Brussels, 11/07/2019 - 93% of our transport – be it via roads, rail, sea or air – is still reliant on fossil fuels, accounting for a quarter of the EU’s greenhouse gas emissions. You’re prompted to believe we’re living a bright, technological transition to new forms of propulsion for our vehicles, but the reality is much different, and sooner or later our dependence from fossil fuels must come to a halt.
International organizations such as the IEA and IRENA have pointed out that the EU will have to greatly increase its usage of bioenergy to have any real success at decarbonizing the European economy and shifting to a low GHG emission mobility infrastructure. Biofuels such as bioethanol and biodiesel are certainly part of the solution, they have been around for a while and are among the most efficient tools Europe has in the fight against climate change.
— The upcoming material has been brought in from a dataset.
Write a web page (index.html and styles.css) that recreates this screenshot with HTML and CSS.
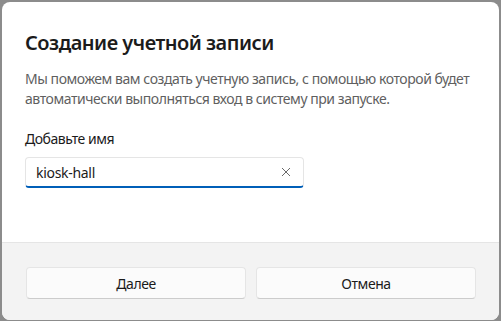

The advantages of biofuels are numerous: for start, you don’t need to re-think vehicles or infrastructures from scratch. Biofuels easily adapt to the existing technology and infrastructure, allowing for considerable savings of manufacturing costs and energy, but also of precious materials and the processes needed to extract them.
Biofuels and food production can also go hand in hand: some crops used to produce biofuels can also provide animal feed, which the EU currently imports in large quantities. Switch from imports to domestic production and you can mitigate the negative effects of land use change in the exporting countries – for instance!
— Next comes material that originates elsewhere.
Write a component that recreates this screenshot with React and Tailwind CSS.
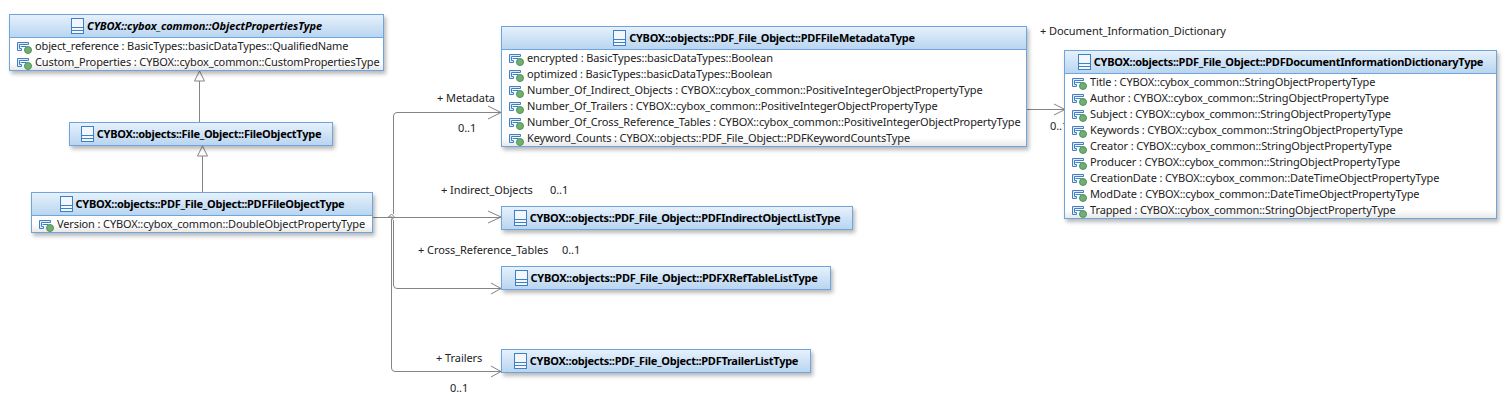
import React from 'react';

const AttrIcon = () => (
  <svg width="15" height="16" viewBox="0 0 15 16" className="shrink-0">
    <path d="M0.5 4.5h11v2h-9v4h2v2h-4z" fill="#dfeafa" stroke="#3f7fc4" strokeWidth="1" />
    <path d="M3.5 8.5h6" fill="none" stroke="#3f7fc4" strokeWidth="1" />
    <circle cx="11" cy="12" r="3.5" fill="#72ad72" stroke="#4c9560" strokeWidth="1" />
  </svg>
);

const ClassIcon = () => (
  <svg width="13" height="16" viewBox="0 0 13 16" className="shrink-0">
    <rect x="0.5" y="0.5" width="12" height="15" fill="#f2f7fd" stroke="#3f7fc4" />
    <path d="M0.5 9.5h12M0.5 12.5h12" stroke="#3f7fc4" />
  </svg>
);

const ClassBox = ({ title, italic, attrs, className }) => (
  <div className={`absolute flex flex-col border border-[#6da5dc] bg-white shadow-[2px_3px_4px_rgba(0,0,0,0.28)] ${className}`}>
    <div className={`flex h-[22px] shrink-0 items-center justify-center gap-[3px] bg-gradient-to-b from-[#e6f1fc] to-[#b9d5f0] text-[11px] font-bold text-black ${italic ? 'italic tracking-[-0.07px]' : 'tracking-[-0.27px]'}`}>
      <ClassIcon />
      <span>{title}</span>
    </div>
    {attrs && (
      <div className="flex flex-col border-t border-[#6da5dc] bg-[linear-gradient(to_bottom,#fff_calc(100%-8px),#e8e8e8)]">
        {attrs.map((attr, i) => (
          <div key={i} className="flex h-[16px] items-center gap-[3px] pl-[7px] whitespace-nowrap text-[11px] tracking-[-0.13px] text-[#222]">
            <AttrIcon />
            <span>{attr}</span>
          </div>
        ))}
      </div>
    )}
  </div>
);

const Label = ({ children, className }) => (
  <span className={`absolute whitespace-nowrap text-[11px] leading-[14px] tracking-[-0.06px] text-[#222] ${className}`}>{children}</span>
);

const dictAttrs = [
  'Title : CYBOX::cybox_common::StringObjectPropertyType',
  'Author : CYBOX::cybox_common::StringObjectPropertyType',
  'Subject : CYBOX::cybox_common::StringObjectPropertyType',
  'Keywords : CYBOX::cybox_common::StringObjectPropertyType',
  'Creator : CYBOX::cybox_common::StringObjectPropertyType',
  'Producer : CYBOX::cybox_common::StringObjectPropertyType',
  'CreationDate : CYBOX::cybox_common::DateTimeObjectPropertyType',
  'ModDate : CYBOX::cybox_common::DateTimeObjectPropertyType',
  'Trapped : CYBOX::cybox_common::StringObjectPropertyType',
];

const metaAttrs = [
  'encrypted : BasicTypes::basicDataTypes::Boolean',
  'optimized : BasicTypes::basicDataTypes::Boolean',
  'Number_Of_Indirect_Objects : CYBOX::cybox_common::PositiveIntegerObjectPropertyType',
  'Number_Of_Trailers : CYBOX::cybox_common::PositiveIntegerObjectPropertyType',
  'Number_Of_Cross_Reference_Tables : CYBOX::cybox_common::PositiveIntegerObjectPropertyType',
  'Keyword_Counts : CYBOX::objects::PDF_File_Object::PDFKeywordCountsType',
];

// connectors sit behind the boxes
const Connectors = () => (
  <svg width="1506" height="417" className="absolute left-0 top-0" fill="none" stroke="#848484" strokeWidth="1">
    <path d="M199.5 122V81M194.5 81L199.5 71L204.5 81Z" />
    <path d="M202.5 192V156M197.5 156L202.5 146L207.5 156Z" />
    <path d="M372 217.5H501" />
    <path d="M488 211L501 217L488 223" />
    <path d="M392.5 217L388.5 217L391.5 214L394.5 217L391.5 220Z" />
    <path d="M393.5 214V116Q393.5 112.5 397 112.5H501" />
    <path d="M488 106L501 112.5L488 119" />
    <path d="M393.5 220V285Q393.5 288.5 397 288.5H501" />
    <path d="M491 283L501 288.5L491 294" />
    <path d="M391.5 220V368Q391.5 371.5 395 371.5H501" />
    <path d="M491 366L501 371.5L491 377" />
    <path d="M1026 109.5H1065" />
    <path d="M1054 104L1065 109.5L1054 115" />
  </svg>
);

export default function App() {
  return (
    <div className="relative h-[417px] w-[1506px] overflow-hidden bg-white font-['Noto_Sans',sans-serif]">
      <Connectors />

      <ClassBox
        className="left-[9px] top-[14px] w-[375px]"
        title="CYBOX::cybox_common::ObjectPropertiesType"
        italic
        attrs={[
          'object_reference : BasicTypes::basicDataTypes::QualifiedName',
          'Custom_Properties : CYBOX::cybox_common::CustomPropertiesType',
        ]}
      />
      <ClassBox className="left-[69px] top-[122px] w-[264px]" title="CYBOX::objects::File_Object::FileObjectType" />
      <ClassBox
        className="left-[31px] top-[192px] w-[342px]"
        title="CYBOX::objects::PDF_File_Object::PDFFileObjectType"
        attrs={['Version : CYBOX::cybox_common::DoubleObjectPropertyType']}
      />
      <ClassBox
        className="left-[501px] top-[26px] w-[526px]"
        title="CYBOX::objects::PDF_File_Object::PDFFileMetadataType"
        attrs={metaAttrs}
      />
      <ClassBox className="left-[501px] top-[206px] w-[352px]" title="CYBOX::objects::PDF_File_Object::PDFIndirectObjectListType" />
      <ClassBox className="left-[501px] top-[266px] w-[330px]" title="CYBOX::objects::PDF_File_Object::PDFXRefTableListType" />
      <ClassBox className="left-[501px] top-[349px] w-[310px]" title="CYBOX::objects::PDF_File_Object::PDFTrailerListType" />
      <Label className="left-[1050px] top-[119px]">0..1</Label>
      <ClassBox
        className="left-[1064px] top-[50px] w-[433px]"
        title="CYBOX::objects::PDF_File_Object::PDFDocumentInformationDictionaryType"
        attrs={dictAttrs}
      />

      <Label className="left-[437px] top-[91px]">+ Metadata</Label>
      <Label className="left-[458px] top-[121px]">0..1</Label>
      <Label className="left-[441px] top-[183px]">+ Indirect_Objects</Label>
      <Label className="left-[550px] top-[183px]">0..1</Label>
      <Label className="left-[418px] top-[243px]">+ Cross_Reference_Tables</Label>
      <Label className="left-[562px] top-[243px]">0..1</Label>
      <Label className="left-[436px] top-[351px]">+ Trailers</Label>
      <Label className="left-[450px] top-[381px]">0..1</Label>
      <Label className="left-[1040px] top-[24px]">+ Document_Information_Dictionary</Label>
    </div>
  );
}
The biofuel industry is also a very well-oiled cog of the circular economy mechanisms: in recent years, the use of animal fats and used cooking oil to produce biodiesel has grown exponentially, now representing a quarter of the overall biodiesel production. And the biorefinery model, with crops producing renewable fuel, high-protein feed, and captured CO2, is one that should be more widely adopted.
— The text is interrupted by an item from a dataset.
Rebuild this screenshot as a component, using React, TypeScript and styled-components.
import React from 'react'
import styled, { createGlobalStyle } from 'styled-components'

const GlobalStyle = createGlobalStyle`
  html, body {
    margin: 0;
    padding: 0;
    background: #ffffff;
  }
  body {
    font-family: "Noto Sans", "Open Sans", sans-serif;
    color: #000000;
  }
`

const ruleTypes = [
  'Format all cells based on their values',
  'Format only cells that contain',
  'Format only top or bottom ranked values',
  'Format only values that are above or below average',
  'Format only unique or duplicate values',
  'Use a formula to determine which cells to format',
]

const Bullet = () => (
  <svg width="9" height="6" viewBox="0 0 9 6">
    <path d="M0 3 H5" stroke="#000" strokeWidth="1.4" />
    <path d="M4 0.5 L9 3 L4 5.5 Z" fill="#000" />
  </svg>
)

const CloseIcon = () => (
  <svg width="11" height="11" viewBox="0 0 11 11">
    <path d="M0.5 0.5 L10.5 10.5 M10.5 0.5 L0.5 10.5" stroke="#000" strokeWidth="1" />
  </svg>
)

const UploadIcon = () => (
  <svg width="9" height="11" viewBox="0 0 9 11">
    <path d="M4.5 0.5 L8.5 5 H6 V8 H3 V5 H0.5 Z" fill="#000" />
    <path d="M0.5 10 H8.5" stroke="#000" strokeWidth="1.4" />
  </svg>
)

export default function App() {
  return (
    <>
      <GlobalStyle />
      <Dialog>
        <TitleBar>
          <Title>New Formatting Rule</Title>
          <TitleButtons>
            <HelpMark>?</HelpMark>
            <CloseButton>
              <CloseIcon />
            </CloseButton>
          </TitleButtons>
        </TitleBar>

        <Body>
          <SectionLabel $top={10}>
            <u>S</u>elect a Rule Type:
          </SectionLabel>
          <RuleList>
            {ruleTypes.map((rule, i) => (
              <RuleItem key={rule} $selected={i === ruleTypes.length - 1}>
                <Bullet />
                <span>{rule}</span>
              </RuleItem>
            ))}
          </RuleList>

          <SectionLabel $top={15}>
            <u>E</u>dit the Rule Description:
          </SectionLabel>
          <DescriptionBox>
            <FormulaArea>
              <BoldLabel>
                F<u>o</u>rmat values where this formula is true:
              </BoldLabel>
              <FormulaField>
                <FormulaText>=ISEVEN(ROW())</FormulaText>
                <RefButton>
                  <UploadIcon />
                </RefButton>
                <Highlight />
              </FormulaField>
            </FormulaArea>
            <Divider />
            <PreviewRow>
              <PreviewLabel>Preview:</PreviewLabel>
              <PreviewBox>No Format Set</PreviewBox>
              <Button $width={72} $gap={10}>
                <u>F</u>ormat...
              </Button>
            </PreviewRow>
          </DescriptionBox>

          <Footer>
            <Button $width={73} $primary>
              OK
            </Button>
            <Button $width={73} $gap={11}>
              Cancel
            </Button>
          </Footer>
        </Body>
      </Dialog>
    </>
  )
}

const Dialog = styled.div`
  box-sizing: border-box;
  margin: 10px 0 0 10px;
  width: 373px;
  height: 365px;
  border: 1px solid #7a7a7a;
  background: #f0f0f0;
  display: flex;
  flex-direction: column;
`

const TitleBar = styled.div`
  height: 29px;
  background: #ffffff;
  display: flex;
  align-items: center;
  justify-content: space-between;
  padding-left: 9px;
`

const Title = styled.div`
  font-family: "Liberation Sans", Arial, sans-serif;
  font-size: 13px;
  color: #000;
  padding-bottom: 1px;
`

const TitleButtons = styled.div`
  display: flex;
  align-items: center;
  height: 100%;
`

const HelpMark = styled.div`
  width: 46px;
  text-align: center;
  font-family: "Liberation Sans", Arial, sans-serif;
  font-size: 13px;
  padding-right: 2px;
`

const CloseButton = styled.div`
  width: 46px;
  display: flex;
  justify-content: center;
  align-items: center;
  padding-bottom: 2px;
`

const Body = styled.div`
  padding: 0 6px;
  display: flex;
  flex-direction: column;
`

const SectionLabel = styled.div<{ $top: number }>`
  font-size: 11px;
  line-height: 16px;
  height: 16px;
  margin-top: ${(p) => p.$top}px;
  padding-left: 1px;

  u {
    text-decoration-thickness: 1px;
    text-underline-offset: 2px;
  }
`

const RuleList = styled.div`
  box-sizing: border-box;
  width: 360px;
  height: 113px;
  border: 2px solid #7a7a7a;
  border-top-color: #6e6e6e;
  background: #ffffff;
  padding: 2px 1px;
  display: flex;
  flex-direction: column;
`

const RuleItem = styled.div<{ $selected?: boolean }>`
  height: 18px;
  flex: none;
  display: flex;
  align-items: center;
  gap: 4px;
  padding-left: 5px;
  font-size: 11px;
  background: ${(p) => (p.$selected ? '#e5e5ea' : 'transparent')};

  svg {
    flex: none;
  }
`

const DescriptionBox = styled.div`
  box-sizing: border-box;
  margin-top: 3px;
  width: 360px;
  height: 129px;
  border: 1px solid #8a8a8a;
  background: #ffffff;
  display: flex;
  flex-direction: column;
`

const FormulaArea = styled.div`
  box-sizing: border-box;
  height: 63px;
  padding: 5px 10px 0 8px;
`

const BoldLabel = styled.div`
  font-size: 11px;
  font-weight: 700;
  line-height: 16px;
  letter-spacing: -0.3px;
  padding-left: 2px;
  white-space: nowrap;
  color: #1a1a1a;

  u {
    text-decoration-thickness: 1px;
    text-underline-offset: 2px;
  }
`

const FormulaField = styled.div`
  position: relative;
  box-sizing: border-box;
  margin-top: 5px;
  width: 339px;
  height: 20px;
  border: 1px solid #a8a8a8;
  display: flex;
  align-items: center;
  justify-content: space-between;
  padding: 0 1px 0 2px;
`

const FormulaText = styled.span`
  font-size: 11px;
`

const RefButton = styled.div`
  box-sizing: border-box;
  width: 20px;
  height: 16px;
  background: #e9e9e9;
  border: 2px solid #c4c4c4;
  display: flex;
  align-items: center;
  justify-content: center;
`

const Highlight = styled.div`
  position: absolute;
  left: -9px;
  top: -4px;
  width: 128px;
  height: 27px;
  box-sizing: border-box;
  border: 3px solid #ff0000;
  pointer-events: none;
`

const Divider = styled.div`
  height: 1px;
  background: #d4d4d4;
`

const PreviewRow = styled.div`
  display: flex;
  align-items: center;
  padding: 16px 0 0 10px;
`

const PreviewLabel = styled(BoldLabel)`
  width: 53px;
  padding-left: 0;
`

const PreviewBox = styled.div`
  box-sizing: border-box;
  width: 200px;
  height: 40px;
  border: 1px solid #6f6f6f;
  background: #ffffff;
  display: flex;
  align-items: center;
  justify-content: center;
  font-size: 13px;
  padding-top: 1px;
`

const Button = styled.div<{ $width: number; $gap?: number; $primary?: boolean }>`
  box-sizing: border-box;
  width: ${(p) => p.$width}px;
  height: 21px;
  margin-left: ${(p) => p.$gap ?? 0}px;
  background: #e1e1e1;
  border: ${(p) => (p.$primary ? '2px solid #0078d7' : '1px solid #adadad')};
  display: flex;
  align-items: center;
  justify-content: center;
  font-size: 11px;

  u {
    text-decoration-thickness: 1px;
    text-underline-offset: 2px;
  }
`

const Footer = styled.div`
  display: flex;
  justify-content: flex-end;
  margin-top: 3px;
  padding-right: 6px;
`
But it’s not just about cars. Projections for 2050 suggest that aviation and maritime transport will be responsible for 10% to 33%, respectively, of global carbon dioxide emissions by 2050 – a spike driven by increased global trade and the spreading of low-cost air carriers (the number of air passengers in Europe and globally, for example, has tripled since 1990).
Brussels now needs to ramp up efforts in deploying extra incentives for research & development in transport biofuels to accelerate their market deployment, but also to introduce a much-needed carbon-tax on fossil fuels, for instance.
Trade association Bioenergy Europe has today released its 2019 Report on Biofuels for Transport, in collaboration with ePURE, to provide policy makers and other stakeholders with the most up-to-date figures on the sector and a useful eagle-eye view on the matters at hand.
For those who don’t have time to dive into detailed figures, a short policy brief has also been made available. The two-pager includes highlights and a selection of graphs, providing an overview of the current dynamics of our electricity system at a glance.